● REQUIRED TASK: Go through the lines below and copy each one that holds the string "styles".
>> start LISTED RECORDS
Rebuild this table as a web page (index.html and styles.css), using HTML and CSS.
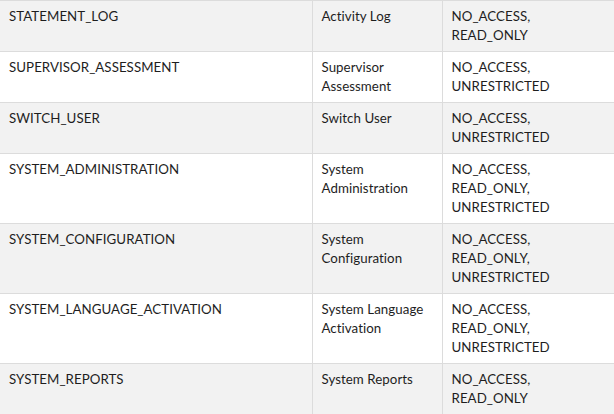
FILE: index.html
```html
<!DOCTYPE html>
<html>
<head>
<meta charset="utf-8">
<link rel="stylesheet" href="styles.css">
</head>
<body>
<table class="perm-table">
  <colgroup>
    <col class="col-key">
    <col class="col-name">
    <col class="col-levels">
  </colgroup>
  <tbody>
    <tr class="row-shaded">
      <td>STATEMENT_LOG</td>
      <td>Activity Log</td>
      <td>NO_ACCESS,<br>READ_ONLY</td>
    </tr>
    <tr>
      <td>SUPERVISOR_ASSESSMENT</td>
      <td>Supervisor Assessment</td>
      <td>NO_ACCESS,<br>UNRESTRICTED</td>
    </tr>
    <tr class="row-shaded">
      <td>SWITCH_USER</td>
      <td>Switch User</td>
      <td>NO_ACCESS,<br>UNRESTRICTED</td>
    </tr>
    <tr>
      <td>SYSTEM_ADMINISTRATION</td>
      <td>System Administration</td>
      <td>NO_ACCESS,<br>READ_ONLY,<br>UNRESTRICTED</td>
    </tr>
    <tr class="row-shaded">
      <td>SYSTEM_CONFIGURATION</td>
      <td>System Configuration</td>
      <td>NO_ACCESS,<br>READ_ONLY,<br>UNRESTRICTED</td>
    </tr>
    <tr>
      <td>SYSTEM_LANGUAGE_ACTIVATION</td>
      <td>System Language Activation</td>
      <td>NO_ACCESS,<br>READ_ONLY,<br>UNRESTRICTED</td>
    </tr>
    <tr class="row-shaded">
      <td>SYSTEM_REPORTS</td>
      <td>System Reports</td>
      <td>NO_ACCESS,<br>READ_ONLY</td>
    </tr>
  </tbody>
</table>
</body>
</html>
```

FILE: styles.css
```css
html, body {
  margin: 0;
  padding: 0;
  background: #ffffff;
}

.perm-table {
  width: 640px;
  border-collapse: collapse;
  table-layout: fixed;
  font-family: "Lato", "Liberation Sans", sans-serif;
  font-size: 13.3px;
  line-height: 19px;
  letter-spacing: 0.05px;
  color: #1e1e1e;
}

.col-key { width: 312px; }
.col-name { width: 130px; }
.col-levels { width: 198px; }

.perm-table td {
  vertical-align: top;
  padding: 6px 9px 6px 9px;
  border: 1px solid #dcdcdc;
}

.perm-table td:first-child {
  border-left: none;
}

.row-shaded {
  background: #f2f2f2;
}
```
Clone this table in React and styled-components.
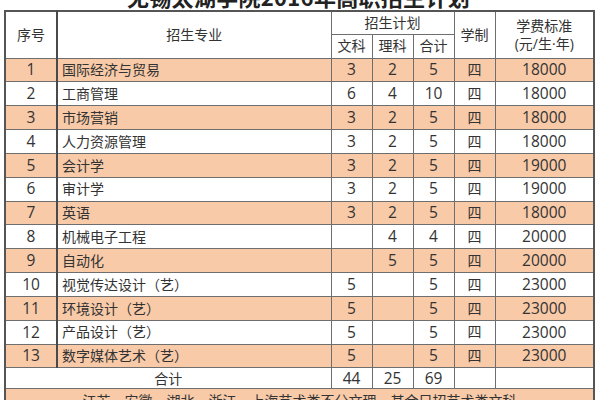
>> end LISTED RECORDS
● REPLY:
Rebuild this table as a web page (index.html and styles.css), using HTML and CSS.
<link rel="stylesheet" href="styles.css">
FILE: styles.css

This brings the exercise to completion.